One of Zimbabwe’s most read newspapers is highlighting the need for policymakers and enforcement agencies to focus on corporate illicit financial flows (IFFs) in their anti-corruption drive.

The Zimbabwe Herald has welcomed President Emmerson Mnangagwa’s tough stance on corruption, but is making the point that corporate as well as political corruption needs to be curbed if the country is to grow its economy.

Anti-corruption strategy

The Zimbabwe Herald’s chief correspondent, Davison Kaiyo, says corporate corruption through IFFs is one of the biggest challenges Zimbabwe faces to overcome the twin evils of growing inequality and unemployment.

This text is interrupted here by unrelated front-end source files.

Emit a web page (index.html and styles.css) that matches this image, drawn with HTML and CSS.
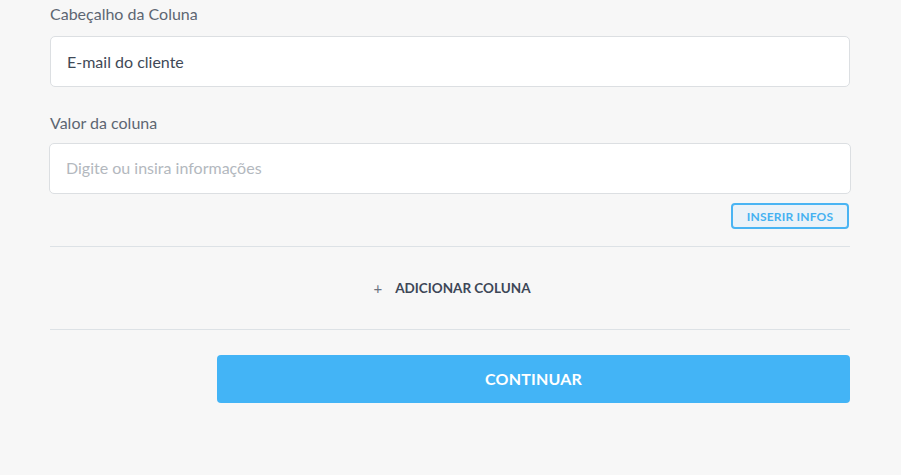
FILE: index.html
```html
<!DOCTYPE html>
<html lang="pt">
<head>
<meta charset="utf-8">
<link rel="stylesheet" href="styles.css">
</head>
<body>
<main class="form">
  <div class="field">
    <label class="label">Cabeçalho da Coluna</label>
    <div class="input">E-mail do cliente</div>
  </div>
  <div class="field field-2">
    <label class="label">Valor da coluna</label>
    <div class="input input-wide placeholder">Digite ou insira informações</div>
    <div class="insert-row"><button class="btn-outline">INSERIR INFOS</button></div>
  </div>
  <div class="add-row">
    <span class="plus">+</span><span class="add-text">ADICIONAR COLUNA</span>
  </div>
  <div class="actions">
    <button class="btn-primary">CONTINUAR</button>
  </div>
</main>
</body>
</html>
```

FILE: styles.css
```css
html, body {
  margin: 0;
  padding: 0;
  background: #f7f7f7;
  font-family: Lato, "Open Sans", sans-serif;
}
.form {
  width: 800px;
  margin-left: 50px;
  padding-top: 4px;
}
.field {
  display: flex;
  flex-direction: column;
}
.label {
  font-size: 16px;
  color: #5d6672;
  line-height: 20px;
  margin-bottom: 12px;
}
.input {
  box-sizing: border-box;
  height: 51px;
  background: #fff;
  border: 1px solid #dcdfe2;
  border-radius: 5px;
  padding: 0 16px;
  display: flex;
  align-items: center;
  font-size: 16px;
  color: #3f4957;
}
.field-2 {
  margin-top: 26px;
}
.field-2 .label {
  margin-bottom: 10px;
}
.input-wide {
  margin: 0 -1px;
  padding-bottom: 2px;
}
.placeholder {
  color: #b3b8be;
}
.insert-row {
  display: flex;
  justify-content: flex-end;
  margin-top: 9px;
  padding-right: 1px;
}
.btn-outline {
  box-sizing: border-box;
  width: 118px;
  height: 26px;
  border: 2px solid #4ab4f3;
  border-radius: 4px;
  background: #ebf2f8;
  color: #45b1f1;
  font-family: inherit;
  font-weight: 700;
  font-size: 12px;
  letter-spacing: 0.2px;
  padding: 0;
}
.add-row {
  margin-top: 17px;
  height: 82px;
  border-top: 1px solid #dde2e6;
  border-bottom: 1px solid #dde2e6;
  display: flex;
  justify-content: center;
  align-items: center;
  color: #3d4757;
}
.plus {
  font-size: 15px;
  color: #6b7380;
  margin-right: 13px;
  padding-left: 4px;
}
.add-text {
  font-size: 13.5px;
  font-weight: 700;
}
.actions {
  padding-left: 167px;
  margin-top: 25px;
}
.btn-primary {
  width: 100%;
  height: 48px;
  border: none;
  border-radius: 4px;
  background: #43b4f6;
  color: #fff;
  font-family: inherit;
  font-weight: 700;
  font-size: 16px;
  letter-spacing: 0.2px;
  padding: 0 0 2px;
}
```
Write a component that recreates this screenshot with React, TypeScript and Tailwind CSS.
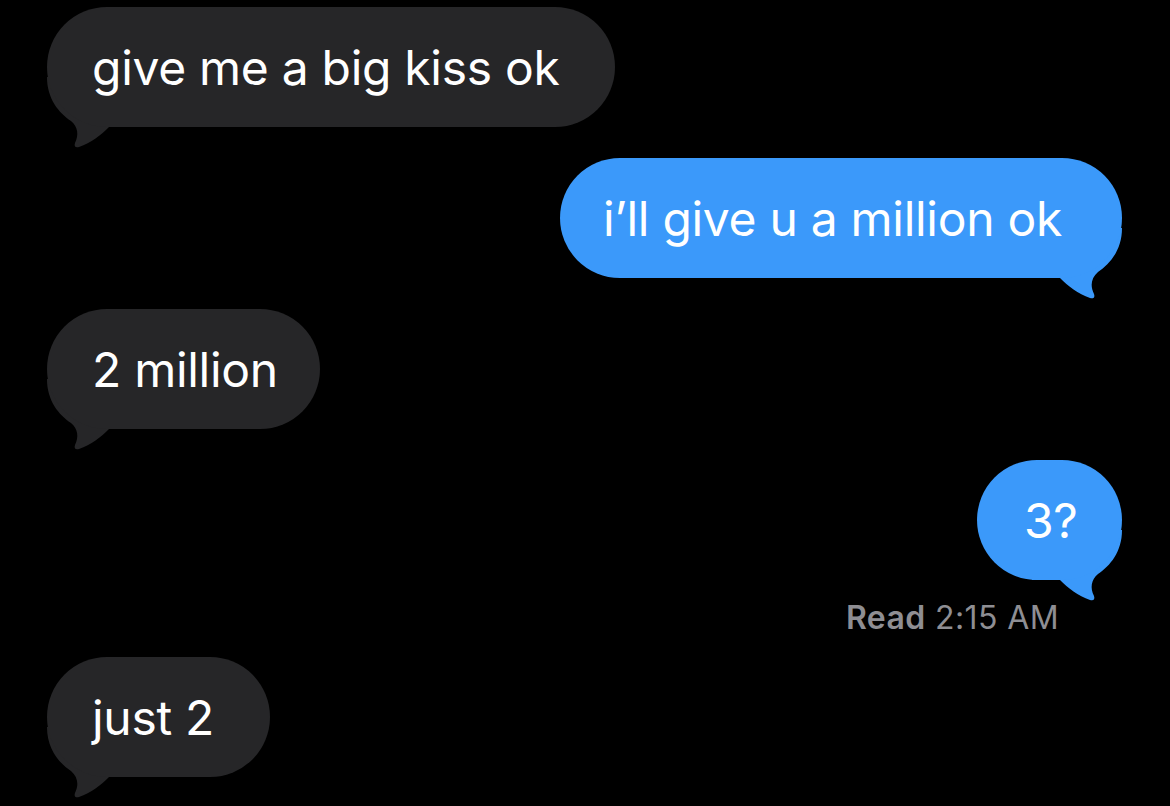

He is urging the newly appointed Zimbabwe Anti-Corruption Commission to work closely with the government and monetary authorities to come up with an anti-corruption strategy to curb IFFs.

Trade focus

Kaiyo says a lot has been said about public sector corruption, but little is being said about corporate corruption, and even less about corporate illicit practices such as tax evasion and avoidance as well as transfer pricing and trade misinvoicing, which have resulted in the country losing billions of dollars through IFFs.

In 2016, the Reserve Bank of Zimbabwe estimated that US$684 million was remitted outside Zimbabwe or externalised by individuals for various dubious and unwarranted purposes.

These include illicit remittances, offshore investments and the externalisation of export sales proceeds by corporates through individual accounts.